Whilst that's a possible explanation, correlation does not imply causation. There are many other potential contributing factors (increased loneliness, economic hardship, acceptability of suicide, changes to how deaths by misadventure vs suicide are recorded, etc) and more research will be needed to identify which, if any, played a role in the observed change.

[–] WHARRGARBL@fedia.io 11 points 2 months ago (2 children)

Isn’t NHS being systematically gutted and shoved into a more American healthcare model since Brexit?

[–] MonsterMonster@lemmy.world 14 points 2 months ago

It's been happening before Brexit. The Tories hate the NHS and want to replace it, as you say, with a private healthcare system. However, saying so publicly would be political suicide so the NHS has been gradually privatised within by outsourcing backroom services to the private sector.
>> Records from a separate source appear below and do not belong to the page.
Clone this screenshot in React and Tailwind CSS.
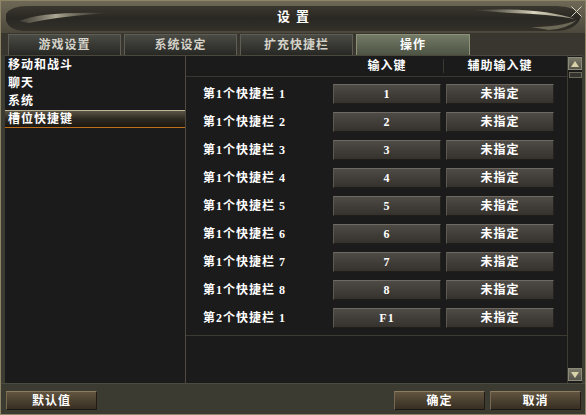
import React from "react";

const tabs = [
  { name: "游戏设置", active: false },
  { name: "系统设定", active: false },
  { name: "扩充快捷栏", active: false },
  { name: "操作", active: true },
];

const menu = ["移动和战斗", "聊天", "系统", "槽位快捷键"];

const rows = [
  { label: "第1个快捷栏 1", key: "1" },
  { label: "第1个快捷栏 2", key: "2" },
  { label: "第1个快捷栏 3", key: "3" },
  { label: "第1个快捷栏 4", key: "4" },
  { label: "第1个快捷栏 5", key: "5" },
  { label: "第1个快捷栏 6", key: "6" },
  { label: "第1个快捷栏 7", key: "7" },
  { label: "第1个快捷栏 8", key: "8" },
  { label: "第2个快捷栏 1", key: "F1" },
];

function TitleBlade() {
  return (
    <svg className="absolute inset-0" width="584" height="32" viewBox="0 0 584 32">
      <defs>
        <linearGradient id="frame" x1="0" y1="0" x2="0" y2="1">
          <stop offset="0" stopColor="#6e6856" />
          <stop offset="1" stopColor="#4c483b" />
        </linearGradient>
        <linearGradient id="blade" x1="0" y1="0" x2="0" y2="1">
          <stop offset="0" stopColor="#3a372f" />
          <stop offset="0.5" stopColor="#2a2823" />
          <stop offset="1" stopColor="#34312a" />
        </linearGradient>
        <linearGradient id="sheenL" x1="0" y1="0" x2="1" y2="0">
          <stop offset="0" stopColor="#8e8a76" stopOpacity="0.2" />
          <stop offset="0.4" stopColor="#b8b49e" stopOpacity="0.9" />
          <stop offset="1" stopColor="#6e6a58" stopOpacity="0" />
        </linearGradient>
        <linearGradient id="sheenR" x1="0" y1="0" x2="1" y2="0">
          <stop offset="0" stopColor="#8e8a76" stopOpacity="0" />
          <stop offset="0.6" stopColor="#d8d4be" stopOpacity="1" />
          <stop offset="1" stopColor="#a8a48e" stopOpacity="0.8" />
        </linearGradient>
      </defs>
      <rect width="584" height="32" fill="url(#frame)" />
      <path d="M5,13 Q10,5 26,5 L556,5 Q576,6 580,15 Q577,28 558,30 L22,30 Q8,29 5,20 Z" fill="url(#blade)" />
      <path d="M18,20 Q40,10 110,12 Q60,15 28,22 Z" fill="url(#sheenL)" />
      <path d="M470,9 Q540,6 574,18 Q548,13 510,12 Z" fill="url(#sheenR)" />
      <path d="M530,26 Q560,26 576,19 Q566,28 548,29 Z" fill="#6d6957" />
    </svg>
  );
}

function KeyButton({ children, className }) {
  return (
    <div
      className={
        "h-[20px] flex items-center justify-center bg-gradient-to-b from-[#4e4b46] to-[#35322e] border border-t-[#6e6a62] border-l-[#5c5952] border-r-[#25231f] border-b-[#1f1d1a] text-white text-[12px] font-bold tracking-[1px] " +
        className
      }
    >
      {children}
    </div>
  );
}

function BarButton({ children }) {
  return (
    <div className="w-[91px] h-[19px] flex items-center justify-center bg-gradient-to-b from-[#625540] to-[#372e22] border border-t-[#8c7c62] border-l-[#786a52] border-r-[#221c14] border-b-[#1c1710] text-white text-[12px] font-bold tracking-[1px]">
      {children}
    </div>
  );
}

export default function App() {
  return (
    <div className="w-[586px] h-[415px] flex flex-col bg-[#3d3c33] border border-[#8d8566] font-['Liberation_Serif','Noto_Sans_CJK_SC',sans-serif] select-none overflow-hidden">
      {/* title */}
      <div className="relative h-[32px] shrink-0 flex items-center justify-center">
        <TitleBlade />
        <span className="relative text-white text-[13px] font-bold tracking-[6px] pl-[6px]">设置</span>
        <svg className="absolute right-[3px] top-[5px]" width="11" height="11" viewBox="0 0 11 11">
          <path d="M0.5,0.5 L10.5,10.5 M10.5,0.5 L0.5,10.5" stroke="#dcd8c8" strokeWidth="1" />
        </svg>
      </div>

      {/* tabs */}
      <div className="h-[22px] shrink-0 flex items-end gap-[3px] pl-[7px] bg-[#38362e]">
        {tabs.map((t) => (
          <div
            key={t.name}
            className={
              t.active
                ? "w-[114px] h-[21px] flex items-center justify-center bg-gradient-to-b from-[#737a66] to-[#4d5444] border border-[#8c9178] border-b-0 text-white text-[12px] font-bold tracking-[1px]"
                : "w-[113px] h-[21px] flex items-center justify-center bg-gradient-to-b from-[#4b4b45] to-[#272724] border border-[#5f5e55] border-b-0 text-[#d4d2c8] text-[12px] font-bold tracking-[1px]"
            }
          >
            {t.name}
          </div>
        ))}
      </div>

      {/* main */}
      <div className="flex h-[328px] shrink-0 ml-[4px] mr-[3px]">
        {/* left list */}
        <div className="w-[180px] bg-[#1b1b1b] border-t border-[#4a473d] flex flex-col">
          {menu.map((m, i) =>
            i === 3 ? (
              <div
                key={m}
                className="h-[18px] flex items-center pl-[3px] text-white text-[12px] font-bold tracking-[1px] bg-gradient-to-b from-[#5a5544] via-[#2e2a22] to-[#1c1812] border-t border-[#bdb596] border-b border-b-[#c06f1c]"
              >
                {m}
              </div>
            ) : (
              <div key={m} className="h-[18px] flex items-center pl-[3px] text-white text-[12px] font-bold tracking-[1px]">
                {m}
              </div>
            )
          )}
        </div>

        {/* right table */}
        <div className="w-[382px] bg-[#1b1b1b] border-l border-[#4f4b40] border-t border-t-[#4a473d] flex flex-col">
          <div className="h-[21px] flex items-center border-b border-[#3a3833] text-white text-[12px] font-bold tracking-[1px]">
            <div className="w-[147px]" />
            <div className="w-[108px] text-center">输入键</div>
            <div className="w-[5px] h-[14px] flex justify-center">
              <div className="w-px h-full bg-[#3a3833]" />
            </div>
            <div className="w-[108px] text-center">辅助输入键</div>
          </div>
          <div className="pt-[3px] pb-[3px] border-b border-[#3d3a33]">
            {rows.map((r) => (
              <div key={r.label} className="h-[28px] flex items-center">
                <div className="w-[147px] pl-[17px] text-white text-[12px] font-bold tracking-[1px] whitespace-pre">{r.label}</div>
                <KeyButton className="w-[108px]">{r.key}</KeyButton>
                <div className="w-[5px]" />
                <KeyButton className="w-[108px]">未指定</KeyButton>
              </div>
            ))}
          </div>
        </div>

        {/* scrollbar */}
        <div className="w-[15px] bg-[#1c1c1b] border-l border-[#3e3c35] border-t border-t-[#4a473d] flex flex-col justify-between items-center">
          <div className="flex flex-col items-center">
            <div className="w-[14px] h-[13px] mt-px bg-gradient-to-b from-[#7a7868] to-[#55534a] border border-[#8c8a78] flex items-center justify-center">
              <svg width="8" height="6" viewBox="0 0 8 6">
                <path d="M4,0 L8,6 L0,6 Z" fill="#d9d2a8" />
              </svg>
            </div>
            <div className="w-[13px] h-[6px] mt-[2px] bg-[#34332d] border border-[#6c6a5c]" />
          </div>
          <div className="w-[14px] h-[13px] mb-[2px] bg-gradient-to-b from-[#7a7868] to-[#55534a] border border-[#8c8a78] flex items-center justify-center">
            <svg width="8" height="6" viewBox="0 0 8 6">
              <path d="M0,0 L8,0 L4,6 Z" fill="#d9d2a8" />
            </svg>
          </div>
        </div>
      </div>

      {/* bottom bar */}
      <div className="flex-1 flex items-start justify-between pt-[7px] pl-[5px] pr-[4px] border-t border-[#4d4b40] bg-[#3b3b32]">
        <BarButton>默认值</BarButton>
        <div className="flex gap-[5px]">
          <BarButton>确定</BarButton>
          <BarButton>取消</BarButton>
        </div>
      </div>
    </div>
  );
}
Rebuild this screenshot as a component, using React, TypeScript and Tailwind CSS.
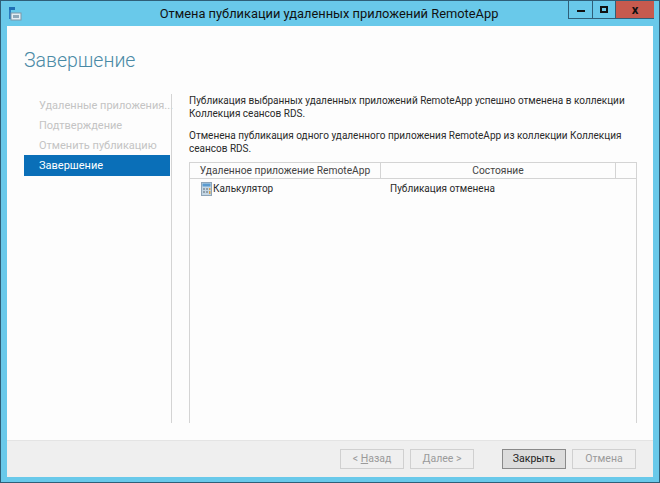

Having said that Brexit has not helped the NHS.

Such privatisation has failed in a lot of cases.

Here's a list of such services privatised.

The common phrase "The NHS will remain free at point of use" is used to side step accusations of privatising the NHS.

Privatisation through defunding

[–] fakeman_pretendname@feddit.uk 10 points 2 months ago

Sadly, it's been mildly drifting that way since the 1990s - though the drifting has sped up quite a bit during most of the Tory Governments. Not sure if Brexit specifically sped things up again, but it wouldn't surprise me.